What was supposed to be a one-time gig for Wilber Fletcher, producing an oldies but goodies show, has turned into a solid business promoting doo-wop music.
Fletcher, 50, grew up a few blocks from Evans Grill, a Forestville hot spot for soul, rhythm and blues and doo-wop artists in the 1950s. He remembers standing outside as a boy, listening to James Brown, the Platters and the Orioles.
His love for music continued after the Evans Grill closed. When he was a teenager, Fletcher sang in churches in Washington and Prince George's County.
Unable to figure out a way to break into the entertainment business, he opened an auto-repair shop in Forestville but kept looking for ways to tap into his affinity for music.
In the late 1980s, Fletcher reconnected with the owner of the long-closed Forestville club. Eager to share the club's history in Prince George's, he organized a concert at Show Place Arena in 1994, featuring a slate of old-school doo-wop and R&B artists, including the Orioles and the Drifters.
Fletcher said he thought the concert was a one-time thing but it was a major turning point for him.
"People kept walking up to me asking, 'When are you going to do another one?' " Fletcher said.
He called his concert promotions business WLF Productions and formed a partnership with Upper Marlboro resident Sandi Stockton, a nurse.
The two forged a business deal: Fletcher would put Stockton's daughter, a singer in the female doo-wop trio Kimmy & Klasse, in his shows, and Stockton would work for Fletcher's production company.
But the road was not smooth for the start-up promoters.
A blues concert at Prince George's Stadium in Bowie flopped. R&B concerts put them in direct competition with behemoth promoters in the Washington area. Fletcher and Stockton, who personally finance their shows, were expected to pay $25,000 for one artist. Even second-tier performers required thousands of dollars upfront.
"We weren't taking in the money we wanted to take in with the work we were doing competing with big R&B promoters," Stockton said. "When the audience doesn't recognize your name, they are very leery about buying a ticket."
To pay the bills, Fletcher kept fixing cars and Stockton continued working as a nurse.
The duo's luck began to change in 2000, the 50th anniversary of doo-wop. There were television shows and radio specials honoring doo-wop artists and documenting the music's history.

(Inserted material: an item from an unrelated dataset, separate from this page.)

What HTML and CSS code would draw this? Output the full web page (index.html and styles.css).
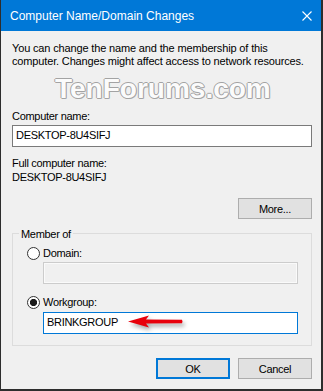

The media attention inspired Fletcher and Stockton to produce the "Sounds of Doo-Wop" concert series and develop a more focused business plan. They kept concerts cheap, with plenty of $20 seats, and scheduled at least 10 artists to give the show variety. The best-known acts were Frankie Lymon's Teenagers and Pookie Hudson & the Spaniels.
The Teenagers, who are members of the Doo-Wop Hall of Fame, were the first to sing the doo-wop classic, "Why Do Fools Fall in Love," and Pookie Hudson is the singer and writer of the doo-wop classic "Goodnight Sweetheart, Goodnight."
WLF produced four doo-wop concerts in the past two years. The "Sounds of Doo Wop IV," held in August at the 3,000-seat Show Place Arena in Upper Marlboro, nearly sold out.
Fletcher and Stockton, who hope to shed their day jobs and go into music promotion full time, said they hope doo wop will continue to grow in popularity.
They are promoting a "Divas of Doo-Wop" concert on Dec. 20 at Show Place Arena.
"When you think it's dead and gone . . . it's back again," Fletcher said.